Directions for this task: Check each line of the material below for "drawn". Report how many have it, with no other words.

[start of Information shown]

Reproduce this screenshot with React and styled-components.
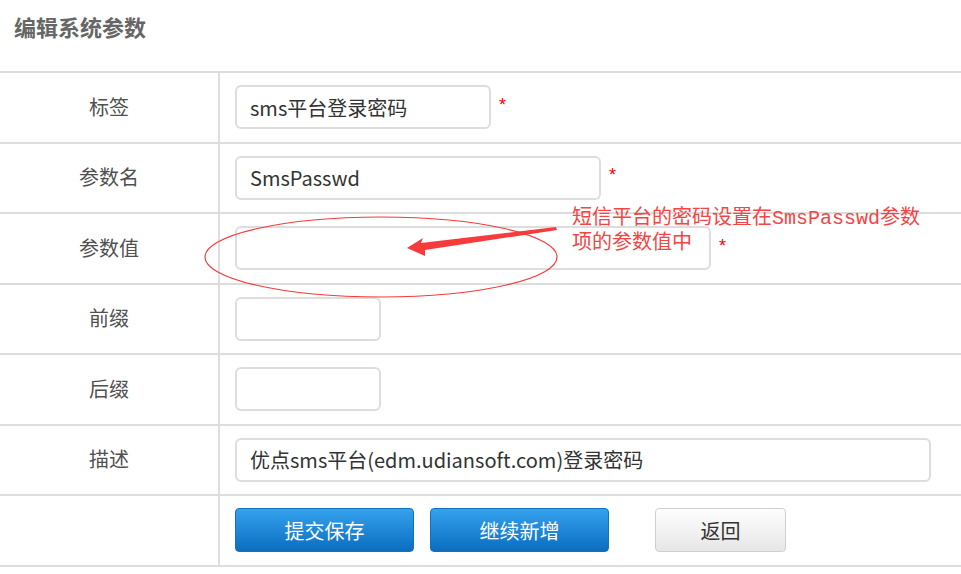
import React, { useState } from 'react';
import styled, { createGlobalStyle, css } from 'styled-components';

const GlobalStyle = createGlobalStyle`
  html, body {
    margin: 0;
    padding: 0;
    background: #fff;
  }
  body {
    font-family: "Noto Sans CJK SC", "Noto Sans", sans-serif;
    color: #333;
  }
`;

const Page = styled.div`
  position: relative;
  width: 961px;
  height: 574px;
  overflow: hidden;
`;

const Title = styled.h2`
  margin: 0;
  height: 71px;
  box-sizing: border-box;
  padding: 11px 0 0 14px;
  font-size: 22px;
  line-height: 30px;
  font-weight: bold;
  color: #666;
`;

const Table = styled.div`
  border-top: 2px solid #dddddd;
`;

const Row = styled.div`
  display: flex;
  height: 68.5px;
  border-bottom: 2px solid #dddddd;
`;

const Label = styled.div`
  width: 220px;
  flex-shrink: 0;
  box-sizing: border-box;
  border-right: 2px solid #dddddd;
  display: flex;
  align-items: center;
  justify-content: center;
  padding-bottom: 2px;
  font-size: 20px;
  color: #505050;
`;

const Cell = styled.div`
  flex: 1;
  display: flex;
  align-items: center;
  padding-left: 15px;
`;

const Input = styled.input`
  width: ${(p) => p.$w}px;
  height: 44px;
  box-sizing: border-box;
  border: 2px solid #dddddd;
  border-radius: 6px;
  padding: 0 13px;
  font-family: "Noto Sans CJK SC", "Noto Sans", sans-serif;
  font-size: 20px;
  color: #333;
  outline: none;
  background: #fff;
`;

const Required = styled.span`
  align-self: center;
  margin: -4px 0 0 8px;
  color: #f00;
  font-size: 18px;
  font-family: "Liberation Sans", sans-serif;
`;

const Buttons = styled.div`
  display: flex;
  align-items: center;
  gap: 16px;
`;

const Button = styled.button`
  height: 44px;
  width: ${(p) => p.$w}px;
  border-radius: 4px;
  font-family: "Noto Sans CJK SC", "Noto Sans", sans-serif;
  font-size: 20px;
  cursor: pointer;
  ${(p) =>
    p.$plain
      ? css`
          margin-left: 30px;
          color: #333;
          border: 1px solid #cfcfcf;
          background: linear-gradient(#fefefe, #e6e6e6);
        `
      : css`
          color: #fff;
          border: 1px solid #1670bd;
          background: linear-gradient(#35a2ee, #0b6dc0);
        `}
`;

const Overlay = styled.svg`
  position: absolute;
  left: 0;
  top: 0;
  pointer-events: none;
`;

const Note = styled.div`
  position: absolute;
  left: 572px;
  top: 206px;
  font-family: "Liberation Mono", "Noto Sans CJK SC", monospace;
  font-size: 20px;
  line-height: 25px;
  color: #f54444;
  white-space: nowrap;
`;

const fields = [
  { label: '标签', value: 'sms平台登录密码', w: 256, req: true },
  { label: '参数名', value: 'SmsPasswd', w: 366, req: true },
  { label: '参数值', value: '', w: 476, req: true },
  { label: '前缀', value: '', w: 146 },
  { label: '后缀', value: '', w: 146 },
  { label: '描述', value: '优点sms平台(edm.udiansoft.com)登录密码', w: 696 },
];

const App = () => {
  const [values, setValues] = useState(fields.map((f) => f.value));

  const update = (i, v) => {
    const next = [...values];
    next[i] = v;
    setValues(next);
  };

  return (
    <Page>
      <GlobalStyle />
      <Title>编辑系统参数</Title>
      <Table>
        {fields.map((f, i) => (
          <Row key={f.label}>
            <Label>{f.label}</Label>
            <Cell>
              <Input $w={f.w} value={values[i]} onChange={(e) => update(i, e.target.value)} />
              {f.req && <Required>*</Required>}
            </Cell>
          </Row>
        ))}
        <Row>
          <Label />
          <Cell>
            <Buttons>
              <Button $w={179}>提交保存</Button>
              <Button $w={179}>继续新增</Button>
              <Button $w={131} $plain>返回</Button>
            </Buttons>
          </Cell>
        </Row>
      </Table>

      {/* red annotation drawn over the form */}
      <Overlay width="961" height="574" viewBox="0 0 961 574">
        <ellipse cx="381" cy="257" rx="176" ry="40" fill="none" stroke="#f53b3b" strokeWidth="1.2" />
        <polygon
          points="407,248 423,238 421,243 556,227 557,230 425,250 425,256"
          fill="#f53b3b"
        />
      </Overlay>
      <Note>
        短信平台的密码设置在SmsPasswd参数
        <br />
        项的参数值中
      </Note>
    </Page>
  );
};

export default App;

[end of Information shown]
[start of Information shown]

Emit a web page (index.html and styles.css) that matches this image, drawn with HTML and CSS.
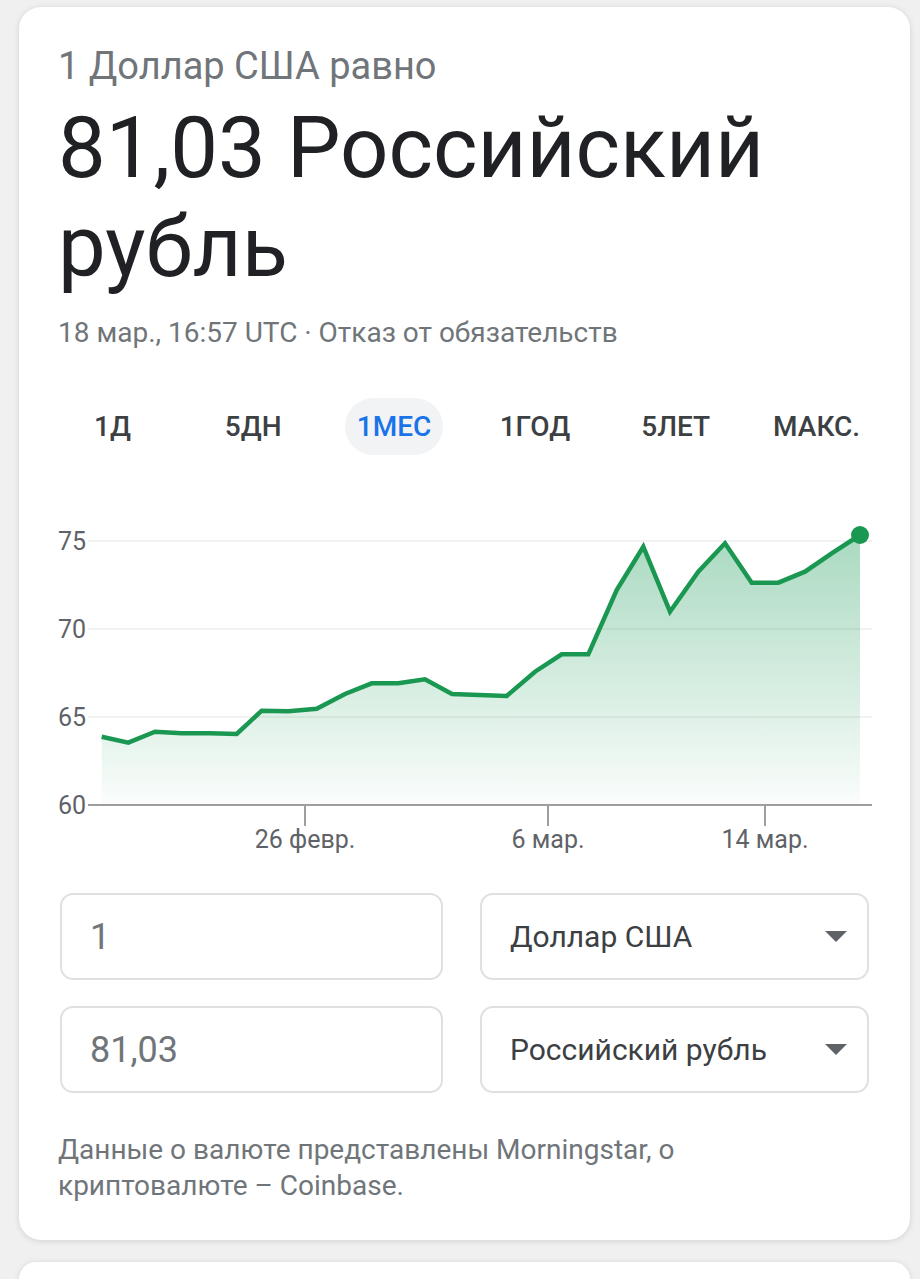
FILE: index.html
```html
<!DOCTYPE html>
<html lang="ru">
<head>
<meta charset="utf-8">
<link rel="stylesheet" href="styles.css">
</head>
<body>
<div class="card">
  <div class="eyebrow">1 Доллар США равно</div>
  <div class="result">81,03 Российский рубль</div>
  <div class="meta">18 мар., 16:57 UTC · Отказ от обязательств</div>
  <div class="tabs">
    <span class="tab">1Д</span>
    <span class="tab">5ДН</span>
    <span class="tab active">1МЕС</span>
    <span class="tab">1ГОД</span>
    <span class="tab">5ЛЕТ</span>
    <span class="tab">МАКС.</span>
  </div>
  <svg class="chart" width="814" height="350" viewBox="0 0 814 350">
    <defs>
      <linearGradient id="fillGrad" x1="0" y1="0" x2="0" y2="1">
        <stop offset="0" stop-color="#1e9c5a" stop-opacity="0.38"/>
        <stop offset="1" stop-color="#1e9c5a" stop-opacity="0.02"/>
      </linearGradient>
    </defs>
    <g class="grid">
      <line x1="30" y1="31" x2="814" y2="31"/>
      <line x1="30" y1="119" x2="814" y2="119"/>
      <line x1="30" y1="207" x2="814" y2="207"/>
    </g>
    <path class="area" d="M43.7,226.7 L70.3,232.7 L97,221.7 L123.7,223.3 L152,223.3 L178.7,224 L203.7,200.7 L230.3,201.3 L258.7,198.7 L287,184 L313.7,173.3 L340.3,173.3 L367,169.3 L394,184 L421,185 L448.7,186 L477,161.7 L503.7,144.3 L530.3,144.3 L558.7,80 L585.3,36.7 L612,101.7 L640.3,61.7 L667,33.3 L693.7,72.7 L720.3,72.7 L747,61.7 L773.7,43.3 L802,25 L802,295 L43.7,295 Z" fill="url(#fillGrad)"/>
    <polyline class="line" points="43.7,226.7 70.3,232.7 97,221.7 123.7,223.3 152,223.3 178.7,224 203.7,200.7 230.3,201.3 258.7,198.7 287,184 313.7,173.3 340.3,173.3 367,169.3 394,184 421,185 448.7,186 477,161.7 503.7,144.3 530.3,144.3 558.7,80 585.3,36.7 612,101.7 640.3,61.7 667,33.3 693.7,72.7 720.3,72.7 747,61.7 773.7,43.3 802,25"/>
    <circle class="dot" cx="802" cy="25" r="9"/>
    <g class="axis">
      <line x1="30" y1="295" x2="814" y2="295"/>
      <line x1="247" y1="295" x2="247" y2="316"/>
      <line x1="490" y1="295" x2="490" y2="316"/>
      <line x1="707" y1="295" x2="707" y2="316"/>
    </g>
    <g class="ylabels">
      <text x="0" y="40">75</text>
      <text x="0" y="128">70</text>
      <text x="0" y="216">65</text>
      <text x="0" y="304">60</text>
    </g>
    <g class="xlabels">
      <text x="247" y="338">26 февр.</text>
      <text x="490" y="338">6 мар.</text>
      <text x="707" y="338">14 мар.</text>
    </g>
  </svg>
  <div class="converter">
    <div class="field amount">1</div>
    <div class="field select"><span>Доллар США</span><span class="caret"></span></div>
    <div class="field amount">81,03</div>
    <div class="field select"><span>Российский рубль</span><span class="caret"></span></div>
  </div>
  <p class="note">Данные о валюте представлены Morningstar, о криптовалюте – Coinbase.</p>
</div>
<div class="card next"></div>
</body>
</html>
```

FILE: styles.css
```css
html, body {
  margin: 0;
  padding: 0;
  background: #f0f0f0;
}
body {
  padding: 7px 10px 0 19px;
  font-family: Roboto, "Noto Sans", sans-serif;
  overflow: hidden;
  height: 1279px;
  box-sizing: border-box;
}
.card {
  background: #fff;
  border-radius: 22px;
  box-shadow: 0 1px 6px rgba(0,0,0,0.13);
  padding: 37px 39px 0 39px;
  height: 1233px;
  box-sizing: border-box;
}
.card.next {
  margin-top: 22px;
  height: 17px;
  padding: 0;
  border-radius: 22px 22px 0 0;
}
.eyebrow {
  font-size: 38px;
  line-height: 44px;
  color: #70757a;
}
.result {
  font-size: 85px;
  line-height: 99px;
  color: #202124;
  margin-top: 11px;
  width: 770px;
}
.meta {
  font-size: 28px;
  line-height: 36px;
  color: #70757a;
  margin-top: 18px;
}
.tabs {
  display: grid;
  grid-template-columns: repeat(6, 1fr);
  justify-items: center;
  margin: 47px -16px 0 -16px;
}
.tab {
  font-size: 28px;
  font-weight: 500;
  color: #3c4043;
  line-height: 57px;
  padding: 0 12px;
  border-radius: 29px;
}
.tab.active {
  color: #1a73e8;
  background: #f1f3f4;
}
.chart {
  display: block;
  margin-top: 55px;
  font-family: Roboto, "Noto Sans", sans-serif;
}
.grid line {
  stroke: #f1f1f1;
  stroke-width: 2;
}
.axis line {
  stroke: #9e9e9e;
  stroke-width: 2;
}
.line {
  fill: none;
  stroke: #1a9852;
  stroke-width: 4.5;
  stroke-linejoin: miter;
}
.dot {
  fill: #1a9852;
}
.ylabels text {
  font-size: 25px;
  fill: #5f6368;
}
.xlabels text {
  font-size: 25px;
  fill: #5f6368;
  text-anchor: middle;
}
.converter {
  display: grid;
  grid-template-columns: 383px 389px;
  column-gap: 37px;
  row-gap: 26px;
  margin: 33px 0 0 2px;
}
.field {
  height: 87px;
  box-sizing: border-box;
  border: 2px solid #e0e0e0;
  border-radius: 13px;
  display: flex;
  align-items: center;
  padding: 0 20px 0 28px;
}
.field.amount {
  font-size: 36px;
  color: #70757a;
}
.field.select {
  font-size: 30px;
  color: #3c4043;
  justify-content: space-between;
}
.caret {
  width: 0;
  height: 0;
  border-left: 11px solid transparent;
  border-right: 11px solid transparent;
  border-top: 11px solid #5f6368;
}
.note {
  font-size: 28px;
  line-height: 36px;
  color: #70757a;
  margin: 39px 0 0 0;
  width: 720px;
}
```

[end of Information shown]
[start of Information shown]

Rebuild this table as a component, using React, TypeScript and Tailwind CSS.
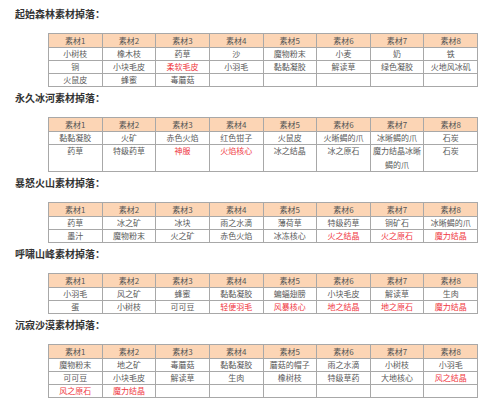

[end of Information shown]

Answer to the exercise: 2